Wendell Wood

I know that some of the agencies have talked about scenic byways. Could those be [part of] a strategy. I know you’ve talked about tying the east entrance of Crater Lake into a sort of byway system.  

There’s any number of smaller or minor strategies to increase public awareness about the issue. Our feeling has been the public doesn’t care about things they don’t know, but just because you see somebody walking down a hiking trail doesn’t save it, either. But if you don’t have somebody walking down a trail you sure won’t save it, that’s for sure. Crater Lake National Park has been of interest because you can see with aerial photographs or on the ground as to how the Forest Service clear cuts have defined the boundary around the park. One of the things we’ve toyed with is simply the suggestion that if the park [service] would look at opening the old east entrance into the park, [perhaps] that give some economic advantage to, say, Chiloquin, where people would otherwise turnoff before that exit [on highway 971 to enter the park. We wouldn’t want to send people to the east entrance at Pinnacles if the park

[service] felt there were some biological harm that would be done. If people saw the Forest Service’s clear cuts along that entrance [road], that would give them some cause [to reflect on] what is the function of the park and about the difference in management philosophies [between the National Park Service and U.S. Forest Service].

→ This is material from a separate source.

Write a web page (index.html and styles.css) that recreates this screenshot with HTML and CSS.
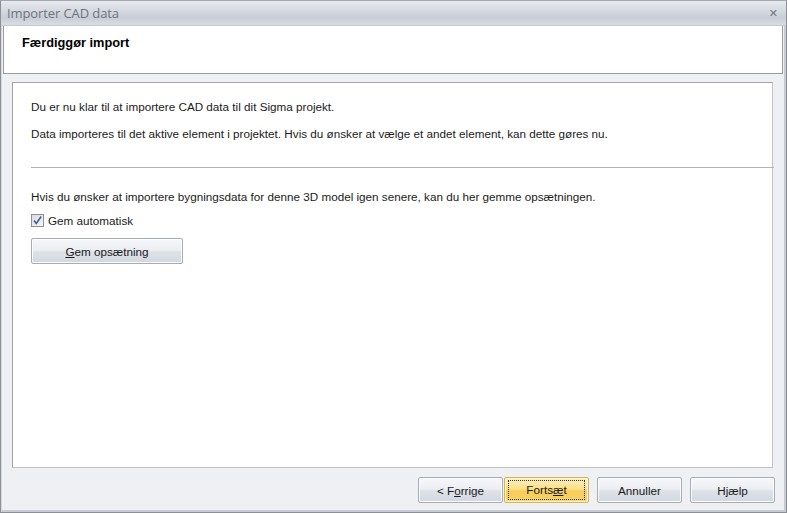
FILE: index.html
```html
<!DOCTYPE html>
<html>
<head>
    <meta charset="utf-8" />
    <title>Importer CAD data</title>
    <link rel="stylesheet" href="styles.css">
</head>
<body>
    <div class="window">
        <div class="titlebar">
            <span class="title">Importer CAD data</span>
            <span class="close">&#x2715;</span>
        </div>

        <div class="header">
            <h1>Færdiggør import</h1>
        </div>

        <div class="main">
            <div class="panel">
                <div class="intro">
                    <p>Du er nu klar til at importere CAD data til dit Sigma projekt.</p>
                    <p>Data importeres til det aktive element i projektet. Hvis du ønsker at vælge et andet element, kan dette gøres nu.</p>
                </div>
                <div class="rule"></div>
                <div class="save">
                    <p>Hvis du ønsker at importere bygningsdata for denne 3D model igen senere, kan du her gemme opsætningen.</p>
                    <label class="check">
                        <span class="box">
                            <svg width="11" height="11" viewBox="0 0 11 11">
                                <path d="M2 5.5 L4.3 8.5 L9.2 1.5" fill="none" stroke="#3b5ea8" stroke-width="1.6"/>
                            </svg>
                        </span>
                        Gem automatisk
                    </label>
                    <button class="btn wide"><u>G</u>em opsætning</button>
                </div>
            </div>

            <div class="footer">
                <button class="btn">&lt; F<u>o</u>rrige</button>
                <button class="btn primary"><span class="focus">Forts<u>æ</u>t</span></button>
                <button class="btn gap">Annuller</button>
                <button class="btn gap">Hjælp</button>
            </div>
        </div>
    </div>
</body>
</html>
```

FILE: styles.css
```css
html, body {
  margin: 0;
  padding: 0;
}

body {
  width: 787px;
  height: 513px;
  font-family: "Liberation Sans", Arial, sans-serif;
  font-size: 11.7px;
  color: #1b1b1b;
  overflow: hidden;
}

.window {
  box-sizing: border-box;
  width: 787px;
  height: 513px;
  border: 1px solid #8c9096;
  border-top-color: #a4a8ae;
  background: #eff0f3;
  display: flex;
  flex-direction: column;
  box-shadow: inset 1px 0 0 #d5d8dd, inset -2px 0 0 #c8ccd2, inset 0 -2px 0 #c8ccd2;
}

.titlebar {
  height: 24px;
  display: flex;
  align-items: center;
  justify-content: space-between;
  padding: 0 8px 0 6px;
  background: linear-gradient(#e7eaee, #d3d8df 45%, #c8ced7 70%, #d9dde3);
  border-bottom: 1px solid #c3c8cf;
}

.title {
  font-family: "Open Sans", sans-serif;
  font-size: 13px;
  color: #6d737d;
  letter-spacing: -0.1px;
}

.close {
  font-family: "DejaVu Sans", sans-serif;
  font-size: 11px;
  font-weight: bold;
  color: #6f7786;
}

.header {
  height: 47px;
  margin: 0 3px 0 2px;
  background: #fff;
  border: 1px solid #9b9b9b;
  border-top: none;
}

.header h1 {
  margin: 0;
  padding: 9px 0 0 18px;
  font-size: 12.8px;
  font-weight: bold;
  color: #000;
}

.main {
  flex: 1;
  display: flex;
  flex-direction: column;
  padding: 8px 13px 0 11px;
}

.panel {
  height: 384px;
  background: #fff;
  border: 1px solid #a3a3a3;
  border-right-color: #c2c2c2;
  border-bottom-color: #c2c2c2;
}

.panel p {
  margin: 0;
}

.intro {
  padding: 17px 0 0 18px;
}

.intro p + p {
  margin-top: 14px;
}

.rule {
  margin: 27px -2px 0 18px;
  height: 1px;
  background: #b5b5b5;
}

.save {
  padding: 22px 0 0 18px;
}

.check {
  display: flex;
  align-items: center;
  gap: 4px;
  margin-top: 11px;
}

.box {
  box-sizing: border-box;
  width: 13px;
  height: 13px;
  border: 1px solid #8f8f8f;
  background: linear-gradient(135deg, #dcdcdc, #f6f6f6);
  display: flex;
  align-items: center;
  justify-content: center;
}

.btn {
  box-sizing: border-box;
  height: 26px;
  font-family: "Liberation Sans", Arial, sans-serif;
  font-size: 11.7px;
  color: #1b1b1b;
  border: 1px solid #a9adb3;
  border-radius: 2px;
  background: linear-gradient(#f6f7f9, #eceef2 45%, #dde1e7 55%, #d3d8e0);
  box-shadow: inset 0 0 0 1px #fbfcfd;
  padding: 0;
}

.btn.wide {
  width: 152px;
  margin-top: 11px;
}

.footer {
  display: flex;
  justify-content: flex-end;
  gap: 1px;
  padding-top: 9px;
  margin-right: -2px;
}

.footer .btn {
  width: 85px;
}

.footer .gap {
  margin-left: 7px;
}

.btn.primary {
  background: linear-gradient(#fdf0c2, #fbe08a 45%, #f8cd56 55%, #f7d36c);
  border-color: #d6b357;
  box-shadow: inset 0 0 0 1px #fff6d6;
  display: flex;
  align-items: center;
  justify-content: center;
}

.focus {
  box-sizing: border-box;
  width: 77px;
  height: 20px;
  line-height: 18px;
  border: 1px dotted #333;
}
```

I was thinking about the publicity and effort made to get public support for protecting more ancient forest. What led to the decisions concerning you being the author of the guidebook which came out in 1991, and for ONRC to publish it?  

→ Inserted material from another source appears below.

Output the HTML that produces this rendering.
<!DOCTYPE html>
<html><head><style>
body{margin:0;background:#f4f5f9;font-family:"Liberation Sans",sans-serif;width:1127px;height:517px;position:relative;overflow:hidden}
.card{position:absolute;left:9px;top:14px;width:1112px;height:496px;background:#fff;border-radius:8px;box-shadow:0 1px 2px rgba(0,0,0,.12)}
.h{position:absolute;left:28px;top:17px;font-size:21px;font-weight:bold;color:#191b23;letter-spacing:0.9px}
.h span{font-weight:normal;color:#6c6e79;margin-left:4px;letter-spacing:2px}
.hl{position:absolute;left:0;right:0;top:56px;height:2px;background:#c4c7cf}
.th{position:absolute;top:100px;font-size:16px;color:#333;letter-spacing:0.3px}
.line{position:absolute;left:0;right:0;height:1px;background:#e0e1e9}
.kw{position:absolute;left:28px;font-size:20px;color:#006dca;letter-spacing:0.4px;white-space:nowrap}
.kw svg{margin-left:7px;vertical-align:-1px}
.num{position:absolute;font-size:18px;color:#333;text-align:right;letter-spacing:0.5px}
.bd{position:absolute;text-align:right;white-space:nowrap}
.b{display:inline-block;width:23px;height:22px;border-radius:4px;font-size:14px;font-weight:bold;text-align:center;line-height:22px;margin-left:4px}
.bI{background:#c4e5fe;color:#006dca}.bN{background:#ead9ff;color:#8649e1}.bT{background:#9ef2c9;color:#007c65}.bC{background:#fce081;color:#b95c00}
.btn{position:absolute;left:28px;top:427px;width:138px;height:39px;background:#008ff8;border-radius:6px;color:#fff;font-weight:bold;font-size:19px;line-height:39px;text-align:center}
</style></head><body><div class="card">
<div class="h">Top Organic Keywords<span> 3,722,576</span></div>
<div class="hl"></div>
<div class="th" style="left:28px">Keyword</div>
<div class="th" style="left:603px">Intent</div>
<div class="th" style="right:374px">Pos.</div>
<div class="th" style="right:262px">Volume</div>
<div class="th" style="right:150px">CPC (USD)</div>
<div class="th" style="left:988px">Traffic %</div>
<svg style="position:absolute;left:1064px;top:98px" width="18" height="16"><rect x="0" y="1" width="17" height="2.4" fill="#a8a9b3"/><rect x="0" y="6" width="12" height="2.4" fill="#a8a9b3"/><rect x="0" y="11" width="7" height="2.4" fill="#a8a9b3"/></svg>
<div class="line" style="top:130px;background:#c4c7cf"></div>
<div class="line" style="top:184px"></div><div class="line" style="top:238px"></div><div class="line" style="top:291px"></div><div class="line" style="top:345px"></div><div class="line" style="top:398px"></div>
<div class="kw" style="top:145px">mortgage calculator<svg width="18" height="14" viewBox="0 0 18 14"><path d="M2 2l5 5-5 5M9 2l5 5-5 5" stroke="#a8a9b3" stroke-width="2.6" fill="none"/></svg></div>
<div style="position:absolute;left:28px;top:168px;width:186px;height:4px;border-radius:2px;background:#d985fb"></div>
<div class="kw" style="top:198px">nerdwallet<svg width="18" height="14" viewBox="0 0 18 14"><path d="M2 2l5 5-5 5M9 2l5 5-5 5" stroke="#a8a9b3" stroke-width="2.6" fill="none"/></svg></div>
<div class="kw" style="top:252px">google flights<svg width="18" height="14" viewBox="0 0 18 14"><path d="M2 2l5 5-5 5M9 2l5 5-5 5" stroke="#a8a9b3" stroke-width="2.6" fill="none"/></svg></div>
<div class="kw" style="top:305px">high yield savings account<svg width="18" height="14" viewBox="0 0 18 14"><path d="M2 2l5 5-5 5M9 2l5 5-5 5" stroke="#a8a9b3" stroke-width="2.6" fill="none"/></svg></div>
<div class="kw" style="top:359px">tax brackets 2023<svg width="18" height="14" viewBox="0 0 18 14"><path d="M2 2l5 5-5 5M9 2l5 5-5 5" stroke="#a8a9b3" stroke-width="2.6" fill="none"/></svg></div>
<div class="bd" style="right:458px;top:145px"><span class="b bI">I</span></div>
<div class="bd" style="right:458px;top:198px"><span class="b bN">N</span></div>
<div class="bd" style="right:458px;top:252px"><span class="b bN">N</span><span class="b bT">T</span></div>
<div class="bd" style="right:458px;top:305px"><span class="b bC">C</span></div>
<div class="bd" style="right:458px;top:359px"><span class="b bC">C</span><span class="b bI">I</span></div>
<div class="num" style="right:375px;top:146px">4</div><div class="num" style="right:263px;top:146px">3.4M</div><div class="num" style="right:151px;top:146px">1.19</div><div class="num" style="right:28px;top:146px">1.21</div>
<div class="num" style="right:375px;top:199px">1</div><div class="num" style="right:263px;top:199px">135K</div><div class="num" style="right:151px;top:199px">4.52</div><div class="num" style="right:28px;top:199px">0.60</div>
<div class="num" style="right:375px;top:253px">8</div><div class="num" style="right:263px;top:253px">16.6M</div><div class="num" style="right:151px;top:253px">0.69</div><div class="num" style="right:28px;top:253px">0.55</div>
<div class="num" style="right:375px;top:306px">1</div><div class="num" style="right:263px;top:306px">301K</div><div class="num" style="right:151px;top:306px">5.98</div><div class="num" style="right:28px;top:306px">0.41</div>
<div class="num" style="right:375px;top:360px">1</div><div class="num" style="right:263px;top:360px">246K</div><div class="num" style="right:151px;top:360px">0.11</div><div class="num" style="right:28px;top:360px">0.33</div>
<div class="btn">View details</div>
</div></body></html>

It was part of what I was describing as an educational effort to increase public awareness of those forests by telling people where they could go see it. We sought to include an example in each of the BLM districts and national forests [located] in the state. The guidebook we did [focused on] particular areas that we were trying to protect. There was a lot of editorial comment compared with most guidebooks as to what the good and the bad was. In other words, it was very hard to go through one of the premier ancient forest groves in Oregon without driving through one of the premier clear cuts. The Gold Beach Ranger District [staff] read the book and objected to it because of our editorial comments about their logging practices and decided they did not want to sell the book with their publications.

Has it [the book] been a financial success?  

I think it more than paid for itself. I remember when we [ONRC] were having some tight times financially in the ’90s and our bookkeeper said we made this amount of money this month from sales of the Walkins Guide. There were a few months that it really helped our financial situation, not that it floated us, but the real purpose was [as] an educational conscious-raising [device]. We [ONRC] felt that we made enough money on the book that it was not, by any means, a financial drain. There were a few months there, when revenues [derived from it] arrived at a critical time.